## Requirements
Strip the pictures and reproduce the rest of the listing exactly.

## Material
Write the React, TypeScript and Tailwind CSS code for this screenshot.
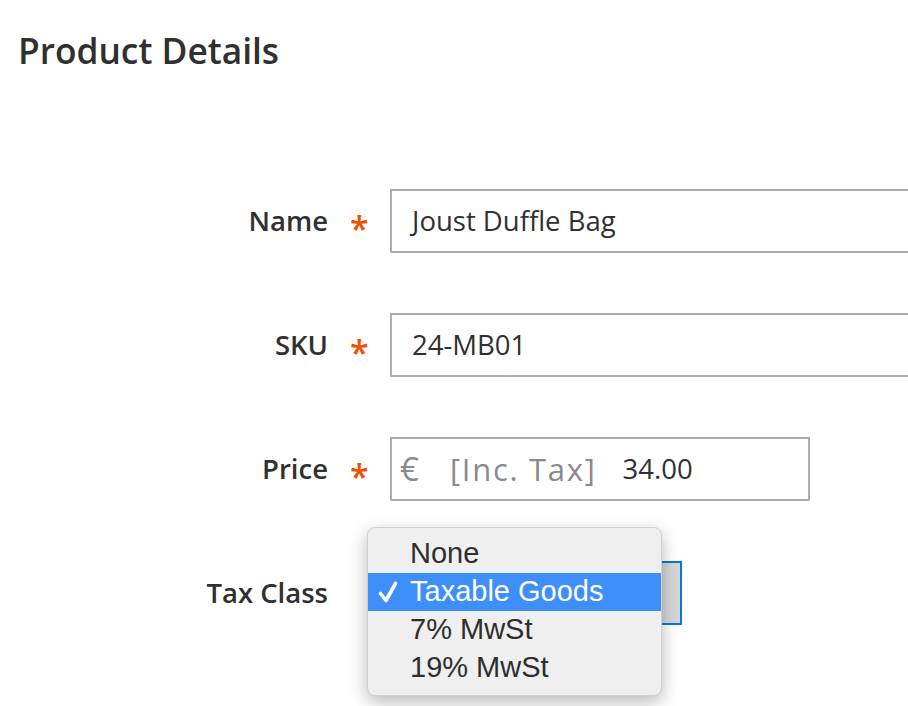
import React from "react";

const Star = () => (
  <div className="shrink-0 w-[62px] h-full flex items-center pl-[22px]">
    <span className="text-[#eb5202] text-[34px] leading-none font-semibold translate-y-[7px]">*</span>
  </div>
);

const Label = ({ children }: { children: React.ReactNode }) => (
  <div className="shrink-0 w-[328px] text-right text-[27.5px] leading-[34px] font-semibold text-[#303030]">{children}</div>
);

export default function App() {
  return (
    <div
      className="w-[908px] h-[706px] overflow-hidden bg-white text-[#303030]"
      style={{ fontFamily: '"Open Sans", "Noto Sans", sans-serif' }}
    >
      <h1 className="pl-[18px] pt-[32px] text-[35.3px] leading-[36px] font-semibold text-[#303030]">Product Details</h1>
      <div className="mt-[121px] flex flex-col gap-[60px]">
        <div className="flex items-center h-[64px]">
          <Label>Name</Label>
          <Star />
          <div className="shrink-0 w-[560px] h-[64px] border-2 border-[#adadad] pl-[20px] flex items-center text-[27.5px]">
            Joust Duffle Bag
          </div>
        </div>
        <div className="flex items-center h-[64px]">
          <Label>SKU</Label>
          <Star />
          <div className="shrink-0 w-[560px] h-[64px] border-2 border-[#adadad] pl-[20px] flex items-center text-[27.5px]">
            24-MB01
          </div>
        </div>
        <div className="flex items-center h-[64px]">
          <Label>Price</Label>
          <Star />
          <div className="shrink-0 w-[420px] h-[64px] border-2 border-[#adadad] pl-[8px] flex items-center">
            <span className="text-[33px] text-[#8a8a8a] w-[50px]">€</span>
            <span className="text-[31px] text-[#8a8a8a] tracking-[1.7px]">[Inc. Tax]</span>
            <span className="text-[27.5px] text-[#303030] ml-[26px]">34.00</span>
          </div>
        </div>
        <div className="flex items-center h-[64px]">
          <Label>Tax Class</Label>
          <div className="shrink-0 w-[62px]" />
          <div className="relative shrink-0 w-[292px] h-[64px] border-2 border-[#007bdb] flex">
            <div className="flex-1 bg-white" />
            <div className="w-[40px] bg-[#d6d6d6]" />
            <div
              className="absolute left-[-25px] top-[-36px] w-[295px] h-[169px] rounded-[8px] bg-[#efefef] border border-[#cfcfcf] shadow-[0_6px_18px_rgba(0,0,0,0.28)] pt-[7px]"
              style={{ fontFamily: '"Liberation Sans", Arial, sans-serif' }}
            >
              <div className="h-[38px] flex items-center pl-[42px] text-[29px] text-[#2e2e2e]">None</div>
              <div className="h-[38px] flex items-center bg-[#3f8ffa] text-white text-[29px] relative pl-[42px]">
                <svg className="absolute left-[10px] top-[8px]" width="20" height="22" viewBox="0 0 20 22">
                  <path d="M2.5 12.5 L8 19.5 L17.5 2.5" fill="none" stroke="white" strokeWidth="3.6" strokeLinecap="round" strokeLinejoin="round" />
                </svg>
                Taxable Goods
              </div>
              <div className="h-[38px] flex items-center pl-[42px] text-[29px] text-[#2e2e2e]">7% MwSt</div>
              <div className="h-[38px] flex items-center pl-[42px] text-[29px] text-[#2e2e2e]">19% MwSt</div>
            </div>
          </div>
        </div>
      </div>
    </div>
  );
}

## Exercise output
Write the React, TypeScript and Tailwind CSS code for this screenshot.
import React from "react";

const Star = () => (
  <div className="shrink-0 w-[62px] h-full flex items-center pl-[22px]">
    <span className="text-[#eb5202] text-[34px] leading-none font-semibold translate-y-[7px]">*</span>
  </div>
);

const Label = ({ children }: { children: React.ReactNode }) => (
  <div className="shrink-0 w-[328px] text-right text-[27.5px] leading-[34px] font-semibold text-[#303030]">{children}</div>
);

export default function App() {
  return (
    <div
      className="w-[908px] h-[706px] overflow-hidden bg-white text-[#303030]"
      style={{ fontFamily: '"Open Sans", "Noto Sans", sans-serif' }}
    >
      <h1 className="pl-[18px] pt-[32px] text-[35.3px] leading-[36px] font-semibold text-[#303030]">Product Details</h1>
      <div className="mt-[121px] flex flex-col gap-[60px]">
        <div className="flex items-center h-[64px]">
          <Label>Name</Label>
          <Star />
          <div className="shrink-0 w-[560px] h-[64px] border-2 border-[#adadad] pl-[20px] flex items-center text-[27.5px]">
            Joust Duffle Bag
          </div>
        </div>
        <div className="flex items-center h-[64px]">
          <Label>SKU</Label>
          <Star />
          <div className="shrink-0 w-[560px] h-[64px] border-2 border-[#adadad] pl-[20px] flex items-center text-[27.5px]">
            24-MB01
          </div>
        </div>
        <div className="flex items-center h-[64px]">
          <Label>Price</Label>
          <Star />
          <div className="shrink-0 w-[420px] h-[64px] border-2 border-[#adadad] pl-[8px] flex items-center">
            <span className="text-[33px] text-[#8a8a8a] w-[50px]">€</span>
            <span className="text-[31px] text-[#8a8a8a] tracking-[1.7px]">[Inc. Tax]</span>
            <span className="text-[27.5px] text-[#303030] ml-[26px]">34.00</span>
          </div>
        </div>
        <div className="flex items-center h-[64px]">
          <Label>Tax Class</Label>
          <div className="shrink-0 w-[62px]" />
          <div className="relative shrink-0 w-[292px] h-[64px] border-2 border-[#007bdb] flex">
            <div className="flex-1 bg-white" />
            <div className="w-[40px] bg-[#d6d6d6]" />
            <div
              className="absolute left-[-25px] top-[-36px] w-[295px] h-[169px] rounded-[8px] bg-[#efefef] border border-[#cfcfcf] shadow-[0_6px_18px_rgba(0,0,0,0.28)] pt-[7px]"
              style={{ fontFamily: '"Liberation Sans", Arial, sans-serif' }}
            >
              <div className="h-[38px] flex items-center pl-[42px] text-[29px] text-[#2e2e2e]">None</div>
              <div className="h-[38px] flex items-center bg-[#3f8ffa] text-white text-[29px] relative pl-[42px]">
                <svg className="absolute left-[10px] top-[8px]" width="20" height="22" viewBox="0 0 20 22">
                  <path d="M2.5 12.5 L8 19.5 L17.5 2.5" fill="none" stroke="white" strokeWidth="3.6" strokeLinecap="round" strokeLinejoin="round" />
                </svg>
                Taxable Goods
              </div>
              <div className="h-[38px] flex items-center pl-[42px] text-[29px] text-[#2e2e2e]">7% MwSt</div>
              <div className="h-[38px] flex items-center pl-[42px] text-[29px] text-[#2e2e2e]">19% MwSt</div>
            </div>
          </div>
        </div>
      </div>
    </div>
  );
}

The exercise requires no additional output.